Actually what am I saying. Right now is most definitely only the best time of the year. Football season.
And do we have a schedule for you this year. A-Koz, Stat Boy, a new guy who you haven't met yet, and I have put together an amazing content lineup to guide you along your epic quest to fantasy fame and pride.
Best part is, unlike the offseason, we think we're going to be able to stick to it!
Now if I can get my lovely assistant to remove the red curtain...
Monday:
- Weekend Recap
- HAIRY's. The weekly awards for which we're still looking for ideas (see the side column)
Tuesday:
- Monday Night Recap.
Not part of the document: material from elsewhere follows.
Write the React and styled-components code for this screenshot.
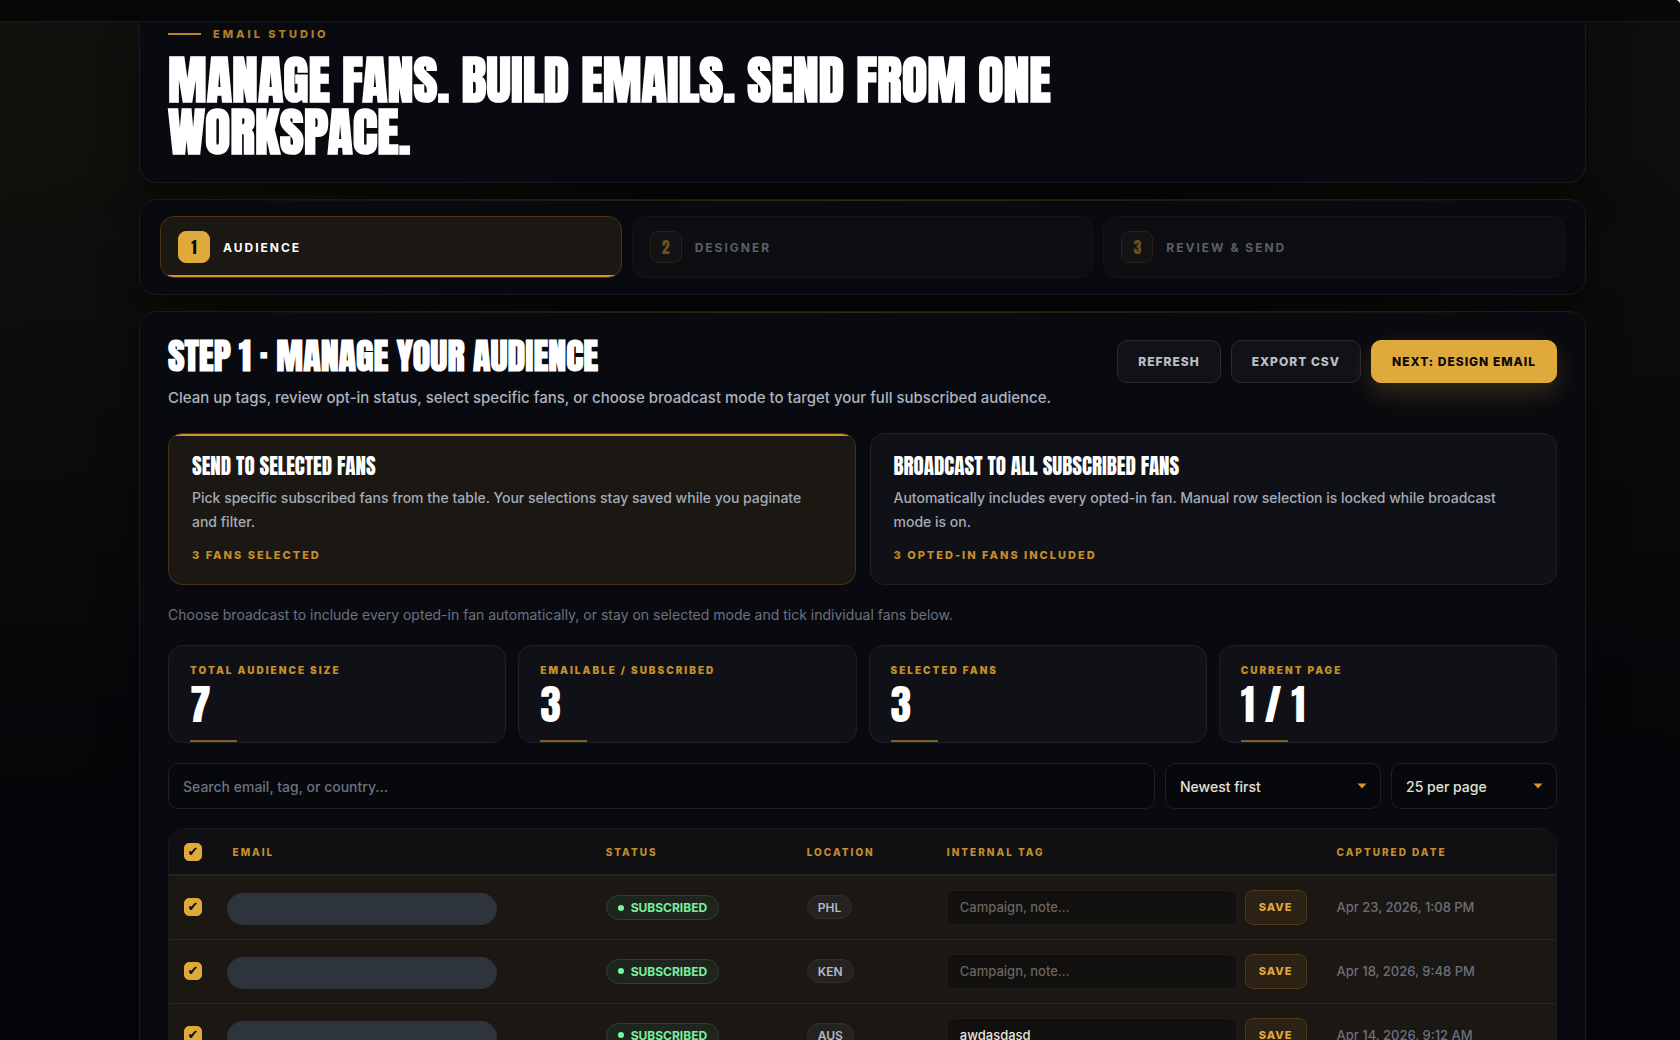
import React, { useState } from "react";
import styled, { createGlobalStyle } from "styled-components";

const steps = ["Audience", "Designer", "Review & Send"];

const stats = [
  { label: "Total audience size", value: "7" },
  { label: "Emailable / Subscribed", value: "3" },
  { label: "Selected fans", value: "3" },
  { label: "Current page", value: "1 / 1" },
];

const fans = [
  { id: 1, location: "PHL", tag: "", date: "Apr 23, 2026, 1:08 PM" },
  { id: 2, location: "KEN", tag: "", date: "Apr 18, 2026, 9:48 PM" },
  { id: 3, location: "AUS", tag: "awdasdasd", date: "Apr 14, 2026, 9:12 AM" },
];

function Dropdown({ label, wide, options }) {
  return (
    <SelectWrap $wide={wide}>
      <select aria-label={label}>
        {options.map((o) => (
          <option key={o}>{o}</option>
        ))}
      </select>
      <svg width="10" height="6" viewBox="0 0 10 6" aria-hidden="true">
        <path d="M0.5 0.5h9L5 5.5z" fill="#d4952b" />
      </svg>
    </SelectWrap>
  );
}

function FanRow({ fan, checked, onToggle }) {
  const [tag, setTag] = useState(fan.tag);
  return (
    <tr>
      <td>
        <Check type="checkbox" aria-label={`Select fan ${fan.id}`} checked={checked} onChange={onToggle} />
      </td>
      <td>
        <HiddenEmail />
      </td>
      <td>
        <Status>Subscribed</Status>
      </td>
      <td>
        <Country>{fan.location}</Country>
      </td>
      <td>
        <TagForm onSubmit={(e) => e.preventDefault()}>
          <TagInput aria-label="Internal tag" placeholder="Campaign, note..." value={tag} onChange={(e) => setTag(e.target.value)} />
          <SaveButton type="submit">Save</SaveButton>
        </TagForm>
      </td>
      <DateCell>{fan.date}</DateCell>
    </tr>
  );
}

function App() {
  const [step, setStep] = useState(0);
  const [mode, setMode] = useState("selected");
  const [picked, setPicked] = useState([1, 2, 3]);

  const toggle = (id) => {
    setPicked(picked.includes(id) ? picked.filter((p) => p !== id) : [...picked, id]);
  };
  const allPicked = picked.length === fans.length;

  return (
    <Page>
      <GlobalStyle />
      <TopBar />
      <Content>
        <Hero>
          <Eyebrow>Email Studio</Eyebrow>
          <h1>Manage fans. Build emails. Send from one workspace.</h1>
        </Hero>

        <StepsPanel>
          {steps.map((name, i) => (
            <Step key={name} type="button" $active={step === i} onClick={() => setStep(i)}>
              <span>{i + 1}</span>
              {name}
            </Step>
          ))}
        </StepsPanel>

        <AudiencePanel>
          <PanelHead>
            <div>
              <h2>Step 1 · Manage your audience</h2>
              <p>Clean up tags, review opt-in status, select specific fans, or choose broadcast mode to target your full subscribed audience.</p>
            </div>
            <Actions>
              <Button type="button">Refresh</Button>
              <Button type="button">Export CSV</Button>
              <Button type="button" $primary>Next: Design Email</Button>
            </Actions>
          </PanelHead>

          <Modes>
            <Mode type="button" $active={mode === "selected"} onClick={() => setMode("selected")}>
              <strong>Send to selected fans</strong>
              <span>Pick specific subscribed fans from the table. Your selections stay saved while you paginate and filter.</span>
              <em>3 fans selected</em>
            </Mode>
            <Mode type="button" $active={mode === "broadcast"} onClick={() => setMode("broadcast")}>
              <strong>Broadcast to all subscribed fans</strong>
              <span>Automatically includes every opted-in fan. Manual row selection is locked while broadcast mode is on.</span>
              <em>3 opted-in fans included</em>
            </Mode>
          </Modes>

          <Hint>Choose broadcast to include every opted-in fan automatically, or stay on selected mode and tick individual fans below.</Hint>

          <Stats>
            {stats.map((s) => (
              <Stat key={s.label}>
                <span>{s.label}</span>
                <strong>{s.value}</strong>
              </Stat>
            ))}
          </Stats>

          <Filters>
            <Search type="search" aria-label="Search fans" placeholder="Search email, tag, or country..." />
            <Dropdown label="Sort" wide options={["Newest first", "Oldest first"]} />
            <Dropdown label="Page size" options={["25 per page", "50 per page"]} />
          </Filters>

          <TableBox>
            <Table>
              <colgroup>
                <col style={{ width: "3.5%" }} />
                <col style={{ width: "26.9%" }} />
                <col style={{ width: "14.5%" }} />
                <col style={{ width: "10.1%" }} />
                <col style={{ width: "28.1%" }} />
                <col />
              </colgroup>
              <thead>
                <tr>
                  <th>
                    <Check
                      type="checkbox"
                      aria-label="Select all fans"
                      checked={allPicked}
                      onChange={() => setPicked(allPicked ? [] : fans.map((f) => f.id))}
                    />
                  </th>
                  <th>Email</th>
                  <th>Status</th>
                  <th>Location</th>
                  <th>Internal tag</th>
                  <th>Captured date</th>
                </tr>
              </thead>
              <tbody>
                {fans.map((fan) => (
                  <FanRow key={fan.id} fan={fan} checked={picked.includes(fan.id)} onToggle={() => toggle(fan.id)} />
                ))}
              </tbody>
            </Table>
          </TableBox>
        </AudiencePanel>
      </Content>
    </Page>
  );
}

export default App;

const display = `"Anton", "Impact", "Roboto Condensed", "Liberation Sans Narrow", sans-serif`;

const GlobalStyle = createGlobalStyle`
  * {
    box-sizing: border-box;
  }
  body {
    margin: 0;
    background: #040508;
    color: #fff;
    font-family: "Inter", sans-serif;
  }
  button, input, select {
    font-family: inherit;
    margin: 0;
  }
  h1, h2, p {
    margin: 0;
  }
`;

const Page = styled.div`
  height: 100vh;
  overflow: hidden;
  background:
    radial-gradient(circle at 0% 8%, rgba(200, 180, 110, 0.05), transparent 40%),
    radial-gradient(circle at 100% 16%, rgba(200, 180, 110, 0.03), transparent 36%),
    linear-gradient(#090909, #040508 70%);
`;

const TopBar = styled.header`
  position: relative;
  height: 22px;
  background: #070707;
  border-bottom: 1px solid #21190c;

  &::after {
    content: "";
    position: absolute;
    top: 0;
    right: 0;
    width: 3px;
    height: 3px;
    background: radial-gradient(circle at 0 100%, transparent 2px, #fff 3px);
  }
`;

const Content = styled.main`
  display: flex;
  flex-direction: column;
  gap: 16px;
  padding: 0 94px 0 139px;
`;

const Panel = styled.section`
  position: relative;
  background: #090a0f;
  border: 1px solid #1a1b20;
  border-radius: 18px;
  box-shadow: 0 16px 40px rgba(0, 0, 0, 0.4);

  &::before {
    content: "";
    position: absolute;
    top: 0;
    left: 18px;
    right: 18px;
    height: 1px;
    background: linear-gradient(90deg, transparent, rgba(212, 149, 43, 0.22), transparent);
  }
`;

const Hero = styled(Panel)`
  border-top: 0;
  border-radius: 0 0 18px 18px;
  padding: 4px 28px 24px;

  &::before {
    display: none;
  }
  h1 {
    max-width: 960px;
    font-family: ${display};
    font-size: 52px;
    line-height: 52px;
    font-weight: 700;
    text-transform: uppercase;
  }
`;

const Eyebrow = styled.div`
  display: flex;
  align-items: center;
  gap: 12px;
  margin-bottom: 12px;
  color: #b07f28;
  font-size: 11px;
  line-height: 16px;
  font-weight: 800;
  letter-spacing: 3px;
  text-transform: uppercase;

  &::before {
    content: "";
    width: 33px;
    height: 2px;
    background: #b8842a;
  }
`;

const StepsPanel = styled(Panel)`
  display: grid;
  grid-template-columns: repeat(3, 1fr);
  gap: 10px;
  padding: 16px 20px;
`;

const Step = styled.button`
  display: flex;
  align-items: center;
  gap: 13px;
  padding: 14px 17px;
  border: 1px solid ${(p) => (p.$active ? "#4a3517" : "#141519")};
  border-radius: 14px;
  background: ${(p) => (p.$active ? "linear-gradient(#d4952b, #d4952b) bottom / 100% 2px no-repeat #1b1713" : "#0d0e12")};
  color: ${(p) => (p.$active ? "#fff" : "#5a5f69")};
  font-size: 12px;
  font-weight: 700;
  letter-spacing: 2px;
  text-transform: uppercase;

  span {
    display: grid;
    place-items: center;
    width: 32px;
    height: 32px;
    border: 1px solid ${(p) => (p.$active ? "#e0a93b" : "#2a2013")};
    border-radius: 8px;
    background: ${(p) => (p.$active ? "#e0a93b" : "#131214")};
    color: ${(p) => (p.$active ? "#0a0a0a" : "#70501f")};
    font-family: ${display};
    font-size: 16px;
    font-weight: 400;
    letter-spacing: 0;
  }
`;

const AudiencePanel = styled(Panel)`
  padding: 28px 28px 26px;
`;

const PanelHead = styled.div`
  display: flex;
  justify-content: space-between;
  align-items: flex-start;
  gap: 24px;

  h2 {
    font-family: ${display};
    font-size: 36px;
    line-height: 32px;
    font-weight: 700;
    text-transform: uppercase;
  }
  p {
    margin-top: 14px;
    color: #acb3be;
    font-size: 15px;
    line-height: 24px;
    font-weight: 500;
  }
`;

const Actions = styled.div`
  display: flex;
  gap: 10px;
  flex-shrink: 0;
`;

const Button = styled.button`
  height: 43px;
  padding: 0 20px;
  border: 1px solid ${(p) => (p.$primary ? "#e0a93b" : "#2a2b2f")};
  border-radius: 10px;
  background: ${(p) => (p.$primary ? "#e0a93b" : "#111216")};
  box-shadow: ${(p) => (p.$primary ? "0 10px 26px rgba(224, 169, 59, 0.2)" : "none")};
  color: ${(p) => (p.$primary ? "#0a0a0a" : "#b9c0cb")};
  font-size: 12px;
  font-weight: 800;
  letter-spacing: 1px;
  text-transform: uppercase;
`;

const Modes = styled.div`
  display: grid;
  grid-template-columns: 1fr 1fr;
  gap: 14px;
  margin-top: 23px;
`;

const Mode = styled.button`
  display: flex;
  flex-direction: column;
  align-items: flex-start;
  padding: 19px 28px 20px 23px;
  border: 1px solid ${(p) => (p.$active ? "#44321a" : "#1f2025")};
  border-radius: 14px;
  background: ${(p) => (p.$active ? "linear-gradient(#d4952b, #d4952b) top / 100% 2px no-repeat #1b1713" : "#101116")};
  color: #fff;
  text-align: left;

  strong {
    font-family: ${display};
    font-size: 21px;
    font-weight: 400;
    line-height: 26px;
    text-transform: uppercase;
  }
  span {
    margin-top: 7px;
    color: #a4abb6;
    font-size: 14px;
    line-height: 24px;
    font-weight: 500;
  }
  em {
    margin-top: 12px;
    color: #c48e2b;
    font-size: 11px;
    line-height: 18px;
    font-style: normal;
    font-weight: 800;
    letter-spacing: 2px;
    text-transform: uppercase;
  }
`;

const Hint = styled.p`
  && {
    margin-top: 20px;
  }
  color: #6b7280;
  font-size: 14px;
  line-height: 20px;
`;

const Stats = styled.div`
  display: grid;
  grid-template-columns: repeat(4, 1fr);
  gap: 12px;
  margin-top: 20px;
`;

const Stat = styled.div`
  display: flex;
  flex-direction: column;
  padding: 16px 21px 0;
  border: 1px solid #1f2025;
  border-radius: 14px;
  background: #101116;

  span {
    color: #c48e2b;
    font-size: 10px;
    line-height: 16px;
    font-weight: 900;
    letter-spacing: 2px;
    text-transform: uppercase;
  }
  strong {
    padding: 6px 0 14px;
    font-family: ${display};
    font-size: 42px;
    font-weight: 400;
    line-height: 42px;
  }
  &::after {
    content: "";
    width: 47px;
    height: 2px;
    background: #7e5e28;
  }
`;

const Filters = styled.div`
  display: flex;
  gap: 10px;
  margin-top: 20px;
`;

const Search = styled.input`
  flex: 1;
  min-width: 0;
  height: 46px;
  padding: 0 14px;
  border: 1px solid #1f2023;
  border-radius: 10px;
  outline: 0;
  background: #07080b;
  color: #eee;
  font-size: 14px;
  font-weight: 500;

  &::placeholder {
    color: #6b7280;
    opacity: 1;
  }
`;

const SelectWrap = styled.div`
  position: relative;
  width: ${(p) => (p.$wide ? "216px" : "166px")};

  select {
    appearance: none;
    width: 100%;
    height: 46px;
    padding: 0 34px 0 14px;
    border: 1px solid #1f2023;
    border-radius: 10px;
    background: #07080b;
    color: #e3e0da;
    font-size: 14px;
    font-weight: 500;
  }
  svg {
    position: absolute;
    top: 20px;
    right: 14px;
    pointer-events: none;
  }
`;

const TableBox = styled.div`
  margin-top: 19px;
  overflow: hidden;
  border: 1px solid #17181d;
  border-radius: 16px;
`;

const Table = styled.table`
  width: 100%;
  table-layout: fixed;
  border-collapse: collapse;

  th, td {
    padding: 0 15px;
    text-align: left;
  }
  th {
    height: 46px;
    background: #101013;
    border-bottom: 2px solid #252424;
    color: #c48e2b;
    font-size: 10px;
    font-weight: 800;
    letter-spacing: 2px;
    text-transform: uppercase;
  }
  td {
    height: 64px;
    background: #1b1713;
    border-bottom: 1px solid #282421;
  }
`;

const Check = styled.input`
  appearance: none;
  display: grid;
  place-items: center;
  width: 18px;
  height: 18px;
  border: 1px solid #e0a93b;
  border-radius: 5px;
  background: ${(p) => (p.checked ? "#e0a93b" : "transparent")};

  &:checked::after {
    content: "✔";
    color: #0a0a0a;
    font-family: "DejaVu Sans", sans-serif;
    font-size: 13px;
    line-height: 16px;
    letter-spacing: 0;
  }
`;

const HiddenEmail = styled.div`
  width: 270px;
  max-width: 100%;
  height: 32px;
  margin: 4px 0 0 -6px;
  border-radius: 16px;
  background: #2d343c;
`;

const Status = styled.span`
  display: inline-flex;
  align-items: center;
  gap: 7px;
  height: 25px;
  padding: 0 11px;
  border: 1px solid #25442d;
  border-radius: 13px;
  background: #1e251c;
  color: #7ceea0;
  font-size: 12px;
  font-weight: 700;
  text-transform: uppercase;

  &::before {
    content: "";
    width: 6px;
    height: 6px;
    border-radius: 50%;
    background: #7cf5a0;
  }
`;

const Country = styled.span`
  display: inline-flex;
  align-items: center;
  height: 24px;
  padding: 0 10px;
  border: 1px solid #312e2c;
  border-radius: 12px;
  background: #252221;
  color: #b4bac4;
  font-size: 12px;
  font-weight: 600;
`;

const TagForm = styled.form`
  display: flex;
  gap: 8px;
`;

const TagInput = styled.input`
  flex: 1;
  min-width: 0;
  height: 35px;
  padding: 0 12px;
  border: 1px solid #1e1c1a;
  border-radius: 8px;
  outline: 0;
  background: #11100e;
  color: #e8e4dc;
  font-size: 13px;
  font-weight: 500;

  &::placeholder {
    color: #68655f;
    opacity: 1;
  }
`;

const SaveButton = styled.button`
  height: 35px;
  padding: 0 13px;
  border: 1px solid #503a17;
  border-radius: 8px;
  background: #2b2115;
  color: #e0a93b;
  font-size: 11px;
  font-weight: 800;
  letter-spacing: 1px;
  text-transform: uppercase;
`;

const DateCell = styled.td`
  color: #6b707c;
  font-size: 13px;
  font-weight: 500;
`;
With in depth analysis of Tony Kornheiser's "jokes"
- Running the Wire
Wednesday:
- News From Ball Street. Or Stock Watch if you are too cool for a little pun
- Weekly Distraction From Your Fantasy Football That Is Distracting You From Work. The weekly post of irrelevancy.
Thursday:
- Man Crush Thursday. It's a shame it didn't fit into a schedule slot that could provide some alliteration
Friday:
- Start 'Em, Sit 'Em. Because we couldn't think of anything more creative
Saturday:
- Stat Boy Spotlight. You know the drill
- Keeping Up With the Bones'. Thank you, thank you, I'll take my pulitzer now (Injury Report)
There ya go. Now you know exactly what to expect each day for when you're perusing the interweb for fantasy help and lameness.